Keurig is going to pay $19 billion in cash to Dr Pepper Snapple investors, making this the largest non-alcoholic drinks acquisition on record. Several reporters and analysts say they aren’t sure why this deal makes sense, but from our standpoint, we see clear reasons why this acquisition can generate success online.
Dr Pepper Snapple has a great brick-and-mortar distribution strategy, but online they’re struggling in the soft drink category. The Dr Pepper brand ranks fifth on sales over the last 12-months within the 1010data online soft drink category. This is likely the result of the brand’s 3.7% conversion rate, which is much lower than the category average of 7.7%. Competitors, such as Coca-Cola and Pepsi, have above-average conversion rates at 13.3% and 8.2%, respectively.
Online Soft Drinks Category 2017 Summary
While Dr Pepper Snapple is sorting out issues online, Keurig appears to have a solid strategy in place. The coffee maker's Keurig and Green Mountain brands lead the online coffee category by double digits. This doesn’t even include many of the other brands Keurig owns within the coffee category. Furthermore, the Green Mountain brand has a high conversion rate of 12%. Strong sales combined with high conversion indicate Keurig is implementing the right advertising and pricing strategies online.
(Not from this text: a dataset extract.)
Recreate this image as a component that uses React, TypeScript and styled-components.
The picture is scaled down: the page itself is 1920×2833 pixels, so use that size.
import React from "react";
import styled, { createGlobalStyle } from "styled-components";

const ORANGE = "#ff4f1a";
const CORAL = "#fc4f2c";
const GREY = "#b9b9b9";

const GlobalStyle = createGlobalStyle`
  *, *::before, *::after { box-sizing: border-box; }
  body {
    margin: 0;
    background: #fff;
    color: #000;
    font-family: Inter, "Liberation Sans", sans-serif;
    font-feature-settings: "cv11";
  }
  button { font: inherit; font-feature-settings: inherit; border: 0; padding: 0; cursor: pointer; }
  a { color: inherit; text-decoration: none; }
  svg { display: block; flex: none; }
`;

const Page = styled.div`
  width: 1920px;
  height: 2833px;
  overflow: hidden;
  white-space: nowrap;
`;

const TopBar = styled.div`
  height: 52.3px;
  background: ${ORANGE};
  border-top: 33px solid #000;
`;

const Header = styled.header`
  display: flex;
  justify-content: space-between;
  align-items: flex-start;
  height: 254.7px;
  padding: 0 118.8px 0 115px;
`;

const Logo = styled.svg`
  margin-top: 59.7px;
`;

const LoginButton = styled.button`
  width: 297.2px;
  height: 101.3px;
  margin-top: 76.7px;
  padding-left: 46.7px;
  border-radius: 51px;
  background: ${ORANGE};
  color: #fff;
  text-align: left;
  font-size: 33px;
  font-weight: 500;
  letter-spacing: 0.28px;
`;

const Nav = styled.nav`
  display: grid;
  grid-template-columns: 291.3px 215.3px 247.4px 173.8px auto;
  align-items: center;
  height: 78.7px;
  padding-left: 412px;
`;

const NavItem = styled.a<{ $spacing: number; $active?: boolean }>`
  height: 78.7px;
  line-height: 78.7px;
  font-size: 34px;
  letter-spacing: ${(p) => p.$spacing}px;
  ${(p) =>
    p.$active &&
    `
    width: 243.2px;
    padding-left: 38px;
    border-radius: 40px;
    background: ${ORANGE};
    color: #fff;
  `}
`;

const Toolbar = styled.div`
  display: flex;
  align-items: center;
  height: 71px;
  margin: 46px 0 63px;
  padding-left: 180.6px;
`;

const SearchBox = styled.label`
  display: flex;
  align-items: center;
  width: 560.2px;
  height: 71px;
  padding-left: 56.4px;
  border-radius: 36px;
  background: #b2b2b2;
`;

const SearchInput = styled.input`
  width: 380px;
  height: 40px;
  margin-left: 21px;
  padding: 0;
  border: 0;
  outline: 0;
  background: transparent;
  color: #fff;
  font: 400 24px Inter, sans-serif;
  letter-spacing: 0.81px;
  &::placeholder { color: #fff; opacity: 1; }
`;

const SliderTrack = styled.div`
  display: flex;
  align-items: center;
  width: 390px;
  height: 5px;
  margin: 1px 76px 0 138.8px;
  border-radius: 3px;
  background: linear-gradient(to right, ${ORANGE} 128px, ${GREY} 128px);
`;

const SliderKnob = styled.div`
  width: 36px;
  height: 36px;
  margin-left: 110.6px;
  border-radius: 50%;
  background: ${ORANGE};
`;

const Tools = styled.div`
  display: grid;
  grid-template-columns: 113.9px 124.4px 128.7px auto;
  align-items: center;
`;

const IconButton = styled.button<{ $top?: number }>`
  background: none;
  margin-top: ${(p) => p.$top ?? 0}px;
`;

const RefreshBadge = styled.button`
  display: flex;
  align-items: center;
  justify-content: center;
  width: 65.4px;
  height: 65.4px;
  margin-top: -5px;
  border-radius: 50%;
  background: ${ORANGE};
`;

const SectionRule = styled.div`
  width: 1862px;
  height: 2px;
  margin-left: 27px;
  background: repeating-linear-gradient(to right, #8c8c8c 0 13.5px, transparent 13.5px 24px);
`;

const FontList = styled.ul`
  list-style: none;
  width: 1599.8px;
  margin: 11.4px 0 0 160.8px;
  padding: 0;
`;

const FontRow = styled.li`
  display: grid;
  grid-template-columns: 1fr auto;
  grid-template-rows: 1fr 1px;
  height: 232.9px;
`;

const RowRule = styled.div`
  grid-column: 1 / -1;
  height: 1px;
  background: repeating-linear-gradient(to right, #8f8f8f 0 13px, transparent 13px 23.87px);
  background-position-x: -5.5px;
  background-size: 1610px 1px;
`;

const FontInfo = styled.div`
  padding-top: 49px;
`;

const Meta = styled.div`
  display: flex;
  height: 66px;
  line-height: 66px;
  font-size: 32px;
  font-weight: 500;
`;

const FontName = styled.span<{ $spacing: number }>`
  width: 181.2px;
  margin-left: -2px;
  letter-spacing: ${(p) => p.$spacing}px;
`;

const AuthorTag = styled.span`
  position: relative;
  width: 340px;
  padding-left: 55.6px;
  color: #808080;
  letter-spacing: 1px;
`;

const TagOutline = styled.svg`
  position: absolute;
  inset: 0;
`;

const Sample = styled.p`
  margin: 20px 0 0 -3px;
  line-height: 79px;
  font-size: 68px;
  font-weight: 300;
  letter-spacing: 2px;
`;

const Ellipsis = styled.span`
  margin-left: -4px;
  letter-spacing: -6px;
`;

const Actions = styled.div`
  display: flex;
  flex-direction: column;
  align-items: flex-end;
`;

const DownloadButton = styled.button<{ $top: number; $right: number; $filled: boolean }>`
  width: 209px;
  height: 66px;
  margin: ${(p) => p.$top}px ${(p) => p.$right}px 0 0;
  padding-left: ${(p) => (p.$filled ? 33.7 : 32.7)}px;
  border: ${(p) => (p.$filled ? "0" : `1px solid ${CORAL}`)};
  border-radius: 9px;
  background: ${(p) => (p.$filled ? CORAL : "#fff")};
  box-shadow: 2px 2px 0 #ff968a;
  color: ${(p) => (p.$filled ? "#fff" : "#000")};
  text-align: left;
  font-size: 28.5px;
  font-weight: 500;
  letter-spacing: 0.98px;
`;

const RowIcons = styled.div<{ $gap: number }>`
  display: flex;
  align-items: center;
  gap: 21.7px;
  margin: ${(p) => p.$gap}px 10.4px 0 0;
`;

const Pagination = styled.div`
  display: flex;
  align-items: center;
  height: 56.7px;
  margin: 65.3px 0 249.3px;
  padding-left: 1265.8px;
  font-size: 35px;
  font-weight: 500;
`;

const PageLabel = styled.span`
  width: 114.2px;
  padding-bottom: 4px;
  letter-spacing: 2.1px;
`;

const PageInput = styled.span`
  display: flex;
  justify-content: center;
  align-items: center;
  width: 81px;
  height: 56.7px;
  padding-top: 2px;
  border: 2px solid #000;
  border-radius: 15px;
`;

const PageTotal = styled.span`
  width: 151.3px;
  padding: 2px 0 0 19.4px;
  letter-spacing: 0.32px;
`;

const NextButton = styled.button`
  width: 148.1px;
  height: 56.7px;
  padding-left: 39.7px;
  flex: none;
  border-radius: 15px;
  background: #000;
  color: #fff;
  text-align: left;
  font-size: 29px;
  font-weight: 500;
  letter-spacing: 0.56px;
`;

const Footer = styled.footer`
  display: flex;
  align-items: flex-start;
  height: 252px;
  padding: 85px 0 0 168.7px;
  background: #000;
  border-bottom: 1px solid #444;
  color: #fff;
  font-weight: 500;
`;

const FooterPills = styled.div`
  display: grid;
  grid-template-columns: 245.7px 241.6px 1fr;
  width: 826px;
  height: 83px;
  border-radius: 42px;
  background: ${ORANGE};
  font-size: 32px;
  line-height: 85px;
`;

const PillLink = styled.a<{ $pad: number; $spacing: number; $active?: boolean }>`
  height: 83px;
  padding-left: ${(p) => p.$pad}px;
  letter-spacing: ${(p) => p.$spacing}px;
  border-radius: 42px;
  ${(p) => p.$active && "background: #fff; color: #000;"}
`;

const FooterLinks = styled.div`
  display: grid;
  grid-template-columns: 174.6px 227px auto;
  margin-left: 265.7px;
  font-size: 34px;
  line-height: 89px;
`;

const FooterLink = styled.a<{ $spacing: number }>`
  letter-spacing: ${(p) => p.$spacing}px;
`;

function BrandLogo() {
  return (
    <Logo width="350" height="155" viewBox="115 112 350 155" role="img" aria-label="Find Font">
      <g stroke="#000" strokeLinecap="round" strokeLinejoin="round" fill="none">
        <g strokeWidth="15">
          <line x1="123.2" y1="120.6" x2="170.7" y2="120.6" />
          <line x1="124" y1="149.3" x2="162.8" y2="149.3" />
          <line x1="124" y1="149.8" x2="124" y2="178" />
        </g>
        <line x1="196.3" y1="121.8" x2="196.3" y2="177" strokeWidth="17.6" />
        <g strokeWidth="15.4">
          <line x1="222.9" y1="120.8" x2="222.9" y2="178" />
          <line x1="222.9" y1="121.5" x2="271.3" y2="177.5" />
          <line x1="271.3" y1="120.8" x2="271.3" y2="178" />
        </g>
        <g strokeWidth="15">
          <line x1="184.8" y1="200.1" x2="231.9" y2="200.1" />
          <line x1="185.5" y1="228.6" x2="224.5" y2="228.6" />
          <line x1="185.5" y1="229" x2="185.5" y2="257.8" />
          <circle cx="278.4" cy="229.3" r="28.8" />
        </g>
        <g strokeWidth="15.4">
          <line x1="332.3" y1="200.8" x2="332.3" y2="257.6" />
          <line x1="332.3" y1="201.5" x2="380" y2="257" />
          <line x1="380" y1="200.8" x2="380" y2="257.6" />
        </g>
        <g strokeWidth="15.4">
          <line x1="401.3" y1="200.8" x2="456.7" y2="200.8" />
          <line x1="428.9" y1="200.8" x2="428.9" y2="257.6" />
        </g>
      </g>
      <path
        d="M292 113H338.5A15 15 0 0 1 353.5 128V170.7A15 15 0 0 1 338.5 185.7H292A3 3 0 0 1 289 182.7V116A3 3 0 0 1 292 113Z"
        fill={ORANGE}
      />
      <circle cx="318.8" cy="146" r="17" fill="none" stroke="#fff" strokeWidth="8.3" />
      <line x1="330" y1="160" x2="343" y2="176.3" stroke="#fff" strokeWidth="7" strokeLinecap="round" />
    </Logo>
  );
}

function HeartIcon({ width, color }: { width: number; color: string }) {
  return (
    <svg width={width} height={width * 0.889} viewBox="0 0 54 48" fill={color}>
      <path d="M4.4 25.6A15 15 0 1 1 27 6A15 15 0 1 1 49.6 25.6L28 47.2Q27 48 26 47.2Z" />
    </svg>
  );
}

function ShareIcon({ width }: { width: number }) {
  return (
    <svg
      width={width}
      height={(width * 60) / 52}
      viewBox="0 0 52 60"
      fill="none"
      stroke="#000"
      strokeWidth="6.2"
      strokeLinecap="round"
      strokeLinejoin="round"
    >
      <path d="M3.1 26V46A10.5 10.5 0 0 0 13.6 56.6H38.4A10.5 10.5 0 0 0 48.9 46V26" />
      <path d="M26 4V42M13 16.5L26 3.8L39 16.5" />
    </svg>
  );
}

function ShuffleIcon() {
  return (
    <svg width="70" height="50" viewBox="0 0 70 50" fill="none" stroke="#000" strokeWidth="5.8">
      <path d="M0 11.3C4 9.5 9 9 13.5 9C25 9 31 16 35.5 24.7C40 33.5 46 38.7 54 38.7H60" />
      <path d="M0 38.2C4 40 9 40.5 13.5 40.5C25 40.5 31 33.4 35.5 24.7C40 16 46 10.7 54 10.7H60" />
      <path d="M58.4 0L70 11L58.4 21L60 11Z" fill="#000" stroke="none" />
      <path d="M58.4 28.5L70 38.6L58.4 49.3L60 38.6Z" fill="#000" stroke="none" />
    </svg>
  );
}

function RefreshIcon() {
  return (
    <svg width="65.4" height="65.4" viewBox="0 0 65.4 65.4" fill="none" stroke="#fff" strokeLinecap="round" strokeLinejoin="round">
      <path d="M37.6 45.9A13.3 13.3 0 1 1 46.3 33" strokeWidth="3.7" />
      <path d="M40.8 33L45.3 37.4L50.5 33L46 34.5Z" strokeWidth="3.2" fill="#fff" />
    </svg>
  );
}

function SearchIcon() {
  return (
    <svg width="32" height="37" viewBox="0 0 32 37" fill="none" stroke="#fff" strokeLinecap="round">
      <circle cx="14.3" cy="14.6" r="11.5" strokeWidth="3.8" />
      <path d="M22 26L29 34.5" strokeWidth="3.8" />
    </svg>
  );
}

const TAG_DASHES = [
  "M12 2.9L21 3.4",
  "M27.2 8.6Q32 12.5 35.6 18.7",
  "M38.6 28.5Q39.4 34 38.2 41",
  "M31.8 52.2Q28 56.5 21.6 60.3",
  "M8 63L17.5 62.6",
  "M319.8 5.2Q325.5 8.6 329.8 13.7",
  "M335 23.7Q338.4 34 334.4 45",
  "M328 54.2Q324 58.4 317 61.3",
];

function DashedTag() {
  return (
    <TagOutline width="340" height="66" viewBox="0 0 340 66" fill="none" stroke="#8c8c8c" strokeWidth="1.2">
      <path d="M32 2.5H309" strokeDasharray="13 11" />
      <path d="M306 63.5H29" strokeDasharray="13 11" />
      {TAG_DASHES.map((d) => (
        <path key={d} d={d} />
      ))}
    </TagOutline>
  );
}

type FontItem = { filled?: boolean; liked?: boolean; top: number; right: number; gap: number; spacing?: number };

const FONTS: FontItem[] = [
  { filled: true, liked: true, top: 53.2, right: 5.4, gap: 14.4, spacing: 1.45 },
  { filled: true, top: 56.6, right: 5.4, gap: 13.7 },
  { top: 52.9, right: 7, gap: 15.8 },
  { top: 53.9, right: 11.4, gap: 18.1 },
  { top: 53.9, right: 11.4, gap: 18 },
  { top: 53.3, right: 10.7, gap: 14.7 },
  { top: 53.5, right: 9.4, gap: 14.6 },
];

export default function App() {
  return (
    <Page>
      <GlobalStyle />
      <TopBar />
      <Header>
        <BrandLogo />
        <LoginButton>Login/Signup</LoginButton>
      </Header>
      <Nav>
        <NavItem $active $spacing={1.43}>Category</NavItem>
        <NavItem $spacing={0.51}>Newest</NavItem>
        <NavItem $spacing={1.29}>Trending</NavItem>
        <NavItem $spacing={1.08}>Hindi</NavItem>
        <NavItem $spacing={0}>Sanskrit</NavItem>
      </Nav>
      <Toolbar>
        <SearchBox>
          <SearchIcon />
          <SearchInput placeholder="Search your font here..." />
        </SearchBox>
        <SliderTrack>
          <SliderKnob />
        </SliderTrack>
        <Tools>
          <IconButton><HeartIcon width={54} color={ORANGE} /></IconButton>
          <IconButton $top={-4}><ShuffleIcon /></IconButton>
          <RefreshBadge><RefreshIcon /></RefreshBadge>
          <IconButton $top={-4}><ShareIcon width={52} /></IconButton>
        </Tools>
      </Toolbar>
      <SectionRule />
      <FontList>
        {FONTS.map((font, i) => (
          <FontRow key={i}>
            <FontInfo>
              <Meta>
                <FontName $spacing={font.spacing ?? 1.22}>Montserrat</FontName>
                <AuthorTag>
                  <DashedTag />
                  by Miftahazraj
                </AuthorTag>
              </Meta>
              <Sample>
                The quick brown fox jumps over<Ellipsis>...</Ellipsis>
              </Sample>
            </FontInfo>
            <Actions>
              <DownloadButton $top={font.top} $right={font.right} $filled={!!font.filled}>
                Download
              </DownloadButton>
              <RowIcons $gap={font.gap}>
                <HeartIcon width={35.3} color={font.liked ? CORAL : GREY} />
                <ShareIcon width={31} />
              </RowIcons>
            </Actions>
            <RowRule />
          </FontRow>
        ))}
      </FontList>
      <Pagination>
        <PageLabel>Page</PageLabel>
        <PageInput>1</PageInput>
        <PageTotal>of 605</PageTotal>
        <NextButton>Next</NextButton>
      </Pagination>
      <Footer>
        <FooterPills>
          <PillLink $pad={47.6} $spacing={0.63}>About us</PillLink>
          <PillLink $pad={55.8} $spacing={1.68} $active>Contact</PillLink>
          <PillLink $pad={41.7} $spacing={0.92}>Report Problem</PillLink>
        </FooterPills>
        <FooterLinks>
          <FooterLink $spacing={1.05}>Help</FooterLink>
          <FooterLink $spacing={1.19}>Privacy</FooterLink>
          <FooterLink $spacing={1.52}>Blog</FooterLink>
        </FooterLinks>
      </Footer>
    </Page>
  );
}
Dr Pepper Snapple will quickly be able to tap into the online success and growth Keurig has seen online. If the acquisition proves to be a success for Dr Pepper Snapple’s online strategy, it may open the door to more acquisitions, further growing Keurig’s position in the soft drinks category.
Will this deal work for both companies? Only time will tell, but there are some clear connections between these brands as they push to get as much of the consumer's hot and cold stomach share via a broader online presence.